Het behoud van staafkerken is een doorlopende uitdaging, gezien hun kwetsbaarheid voor vuur, weersinvloeden en moderne vervuiling. In de 19e eeuw werden velen afgebroken of verwaarloosd, maar een hernieuwde interesse, mede door romantische nationalistische bewegingen, leidde tot restauraties. Organisaties zoals de Noorse erfgoedstichting Riksantikvaren spelen een cruciale rol in het onderhoud, met technieken die traditionele methoden respecteren. Sommige kerken zijn verplaatst naar openluchtmusea om ze te beschermen, terwijl anderen nog steeds in gebruik zijn voor diensten. Klimaatverandering vormt een nieuwe bedreiging, met toenemende regenval die het hout aantast. Dankzij internationale erkenning, zoals de UNESCO-status voor Urnes, ontvangen ze fondsen voor conservering. Interessant is dat moderne architecten, geïnspireerd door staafkerken, elementen overnemen in hedendaagse gebouwen, zoals het operahuis in Oslo met zijn houten accenten.

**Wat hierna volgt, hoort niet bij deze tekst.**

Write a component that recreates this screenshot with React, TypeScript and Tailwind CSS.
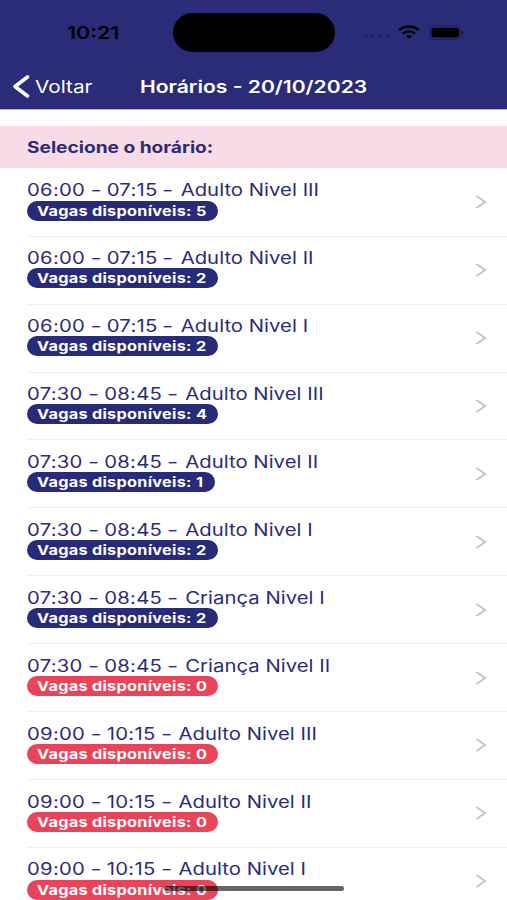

Cultureel gezien vertegenwoordigen staafkerken de ziel van Noorwegen: een mix van heidense wortels en christelijke traditie, die de veerkracht van het Noorse volk symboliseert. Ze verschijnen in literatuur, zoals in werken van Henrik Ibsen, en in volksverhalen over geesten en elfen die in de kerken zouden wonen. Voor toeristen bieden ze een unieke ervaring, met rondleidingen die de bouwtechnieken demonstreren en concerten met traditionele Noorse muziek. Jaarlijkse festivals, zoals in Borgund, vieren hun erfgoed met ambachtelijke markten en historische reenactments. Staafkerken herinneren ons eraan hoe Noorwegen, ondanks zijn isolement, verbonden was met bredere Europese trends, en ze blijven een bron van inspiratie voor kunstenaars en historici wereldwijd. Een bezoek aan een staafkerk is niet alleen een reis door de tijd, maar ook een diepgaande kennismaking met de Noorse identiteit, geworteld in hout, geloof en natuur.